Hunting, fishing and living the outdoor lifestyle are part of our state’s heritage and culture. Many of us hold those traditions surrounding that lifestyle as valuable as a family heirloom that has been passed down through the generations. In fact, I would argue that passing down those traditions and keeping alive the knowledge and the art of outdoor pursuits in many ways can be even more valuable.
Introducing family and friends to a way of life that has been so celebrated by our people can spark a lifelong interest in learning and participating in the natural world and wildlife conservation. Not to mention, most outdoor arts do not require staring at a screen — something that we all need a break from in this modern day of staring at a light box like a computer, our phones or a TV screen.
Celebrating hunting and fishing in the month of September is a tradition that dates back to the ‘60s and ‘70s. According to National Shooting Sports Foundation (NSSF), in the 1960s, hunters and anglers embraced the era’s heightened environmental awareness but were discouraged that many people didn’t understand the crucial role that sportsmen had played — and continue to play — in the conservation movement.
The first to suggest an official day of thanks to sportsmen was Ira Joffe, owner of Joffe’s Gun Shop in Upper Darby, Pa. In 1970, Pennsylvania Gov. Raymond Shafer adopted Joffe’s idea and created “Outdoor Sportsman’s Day” in the state.
With determined prompting from the NSSF, the concept soon emerged on the floor of the U.S. Senate. In June 1971, Sen. Thomas McIntyre, D-N.H., introduced Joint Resolution 117 authorizing National Hunting and Fishing Day on the fourth Saturday of every September. Rep. Bob Sikes, D-Fla., introduced an identical measure in the House. In early 1972, Congress unanimously passed both bills.

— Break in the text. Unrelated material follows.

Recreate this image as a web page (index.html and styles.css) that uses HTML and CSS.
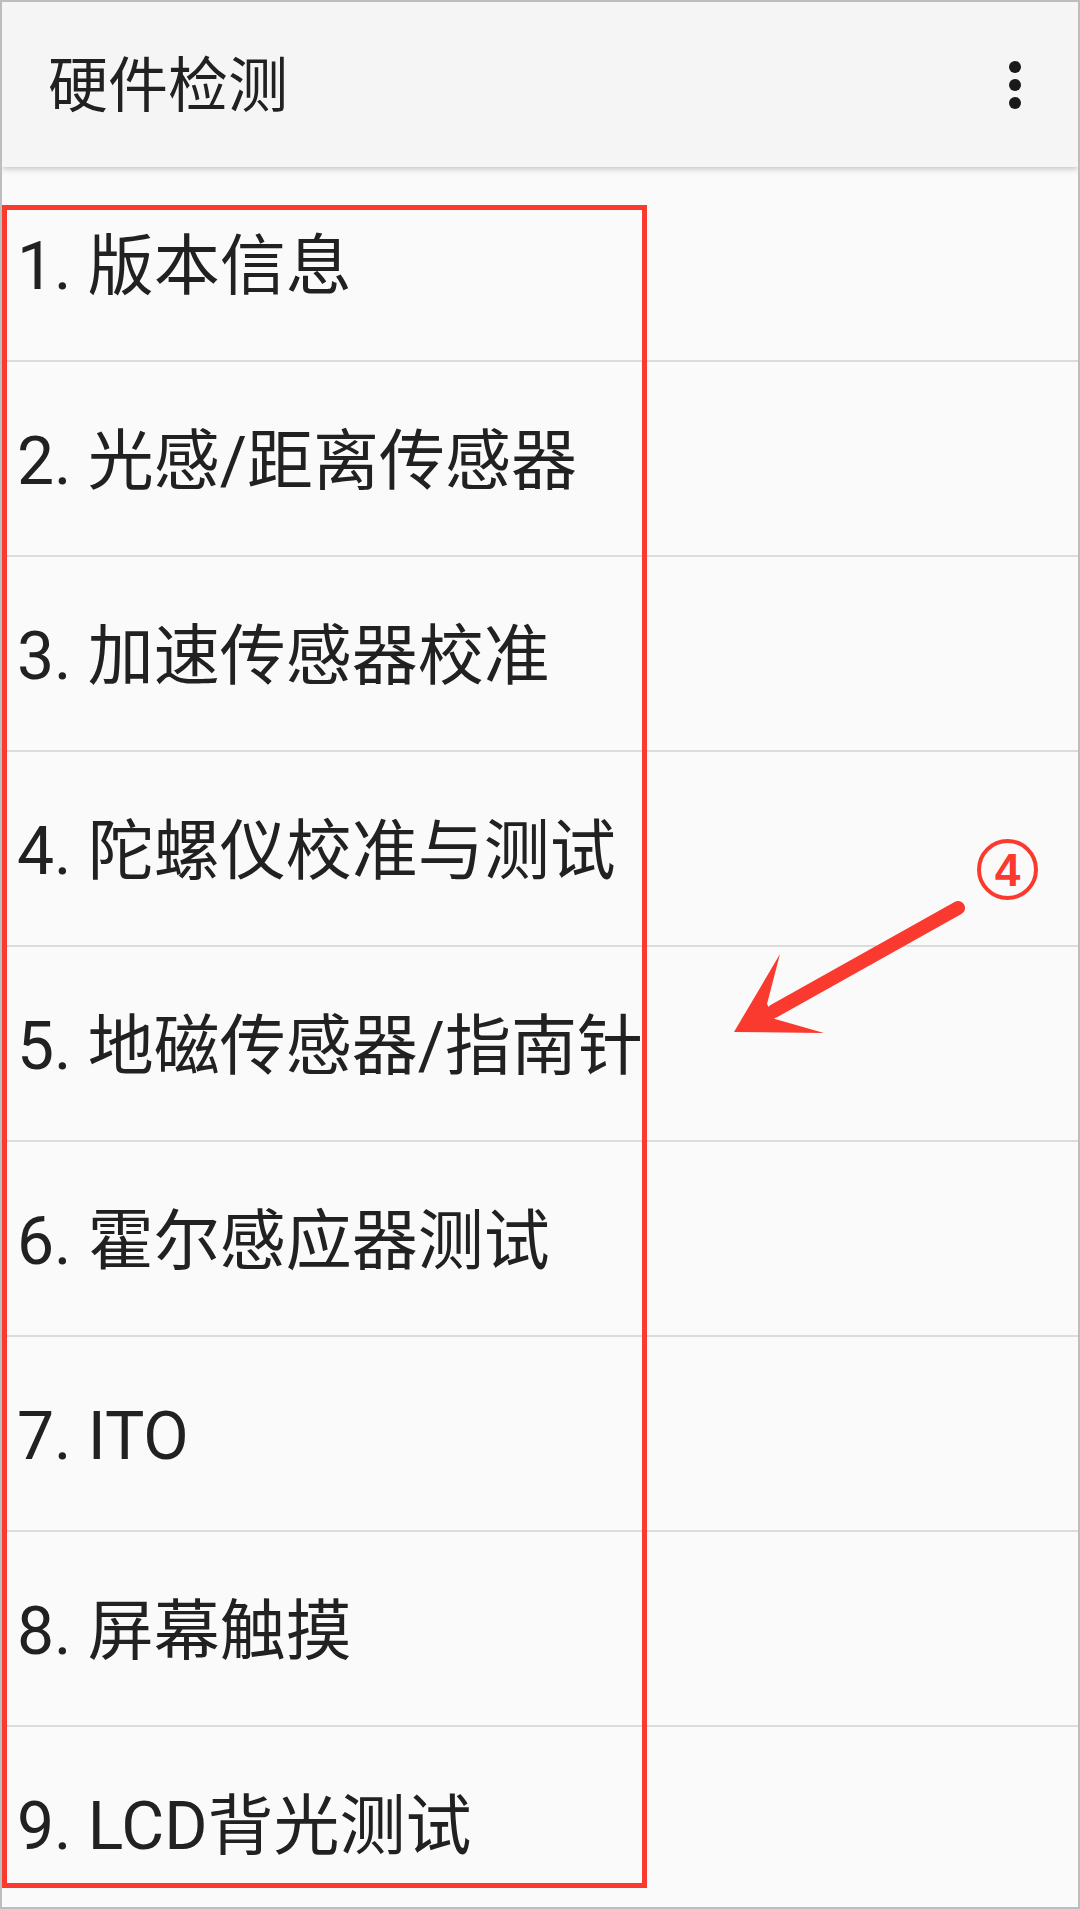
FILE: index.html
```html
<!DOCTYPE html>
<html lang="zh-CN">
<head>
<meta charset="utf-8">
<title>硬件检测</title>
<link rel="stylesheet" href="styles.css">
</head>
<body>
<div class="screen">
  <header class="appbar">
    <h1 class="title">硬件检测</h1>
    <div class="overflow" aria-label="更多选项">
      <span class="dot"></span><span class="dot"></span><span class="dot"></span>
    </div>
  </header>
  <ul class="list">
    <li class="row">1. 版本信息</li>
    <li class="row">2. 光感/距离传感器</li>
    <li class="row">3. 加速传感器校准</li>
    <li class="row">4. 陀螺仪校准与测试</li>
    <li class="row">5. 地磁传感器/指南针</li>
    <li class="row">6. 霍尔感应器测试</li>
    <li class="row">7. ITO</li>
    <li class="row">8. 屏幕触摸</li>
    <li class="row">9. LCD背光测试</li>
  </ul>
</div>

<div class="mark-box"></div>
<div class="mark-num">4</div>
<svg class="mark-arrow" width="280" height="170" viewBox="0 0 280 170" aria-hidden="true">
  <line x1="258" y1="28" x2="74" y2="131" stroke="#fb3a2f" stroke-width="14" stroke-linecap="round"/>
  <polygon points="34,152 80,74 67,124 75,139 124,153" fill="#fb3a2f"/>
</svg>
</body>
</html>
```
FILE: styles.css
```css
* { box-sizing: border-box; }

html, body {
  margin: 0;
  padding: 0;
}

body {
  position: relative;
  width: 1080px;
  height: 1909px;
  overflow: hidden;
  background: #fafafa;
  font-family: Roboto, "Noto Sans CJK SC", "Noto Sans", sans-serif;
  color: #212121;
}

.screen {
  width: 1080px;
  height: 1909px;
  border: 2px solid #bdbdbd;
  background: #fafafa;
  overflow: hidden;
  display: flex;
  flex-direction: column;
}

.appbar {
  position: relative;
  z-index: 1;
  flex: 0 0 165px;
  height: 165px;
  background: #f5f5f5;
  box-shadow: 0 2px 6px rgba(0, 0, 0, 0.22);
  display: flex;
  align-items: center;
  justify-content: space-between;
  padding: 0 57px 0 46px;
}

.title {
  margin: 0;
  padding-top: 4px;
  font-size: 60px;
  font-weight: 400;
  line-height: 1;
  color: #212121;
}

.overflow {
  display: flex;
  flex-direction: column;
  gap: 6px;
}

.dot {
  display: block;
  width: 12px;
  height: 12px;
  border-radius: 50%;
  background: #1a1a1a;
}

.list {
  list-style: none;
  margin: 0;
  padding: 0;
}

.row {
  height: 195px;
  border-bottom: 2px solid #dcdcdc;
  display: flex;
  align-items: center;
  padding: 7px 0 0 15px;
  font-size: 66px;
  line-height: 1;
  white-space: nowrap;
  color: #212121;
}

/* annotation overlays */
.mark-box {
  position: absolute;
  left: 2px;
  top: 205px;
  width: 645px;
  height: 1683px;
  border: 5px solid #fb3a2f;
}

.mark-num {
  position: absolute;
  left: 977px;
  top: 839px;
  width: 61px;
  height: 61px;
  border: 4px solid #fb3a2f;
  border-radius: 50%;
  display: flex;
  align-items: center;
  justify-content: center;
  font-family: "Liberation Sans", Arial, sans-serif;
  font-weight: 700;
  font-size: 46px;
  line-height: 1;
  color: #fb3a2f;
}

.mark-arrow {
  position: absolute;
  left: 700px;
  top: 880px;
}
```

On May 2, 1972, President Nixon signed the first proclamation of National Hunting and Fishing Day, writing, “I urge all citizens to join with outdoor sportsmen in the wise use of our natural resources and in insuring their proper management for the benefit of future generations.”
Today, there are celebrations all over the country. In West Virginia (and depending when you read this column you may be able to catch part of the celebration) we celebrate the event the third weekend in September with a huge event at Stonewall Jackson State Park. Each year the event gets bigger and better and the annual show is a great way to learn about West Virginia’s outdoor traditions, abundant natural resources and outdoor recreation opportunities, and provides many hands-on activities for hunters, anglers, families and outdoor enthusiasts. For sportsmen and women, this is one of the events to have on your calendar every year.
But if you missed our special weekend, don’t fret. There are many ways to join in the tradition of celebrating. Maybe the best way is to get out and do some hunting and fishing this month and to do things right, introduce someone new to the great outdoors. After all, hunters, anglers and target shooters in the United States contribute billions annually to conservation through the purchase of licenses, excise taxes paid on hunting and fishing equipment and ammunition and contributions to various wildlife conservation organizations.
That is worth celebrating no matter how you choose to do so.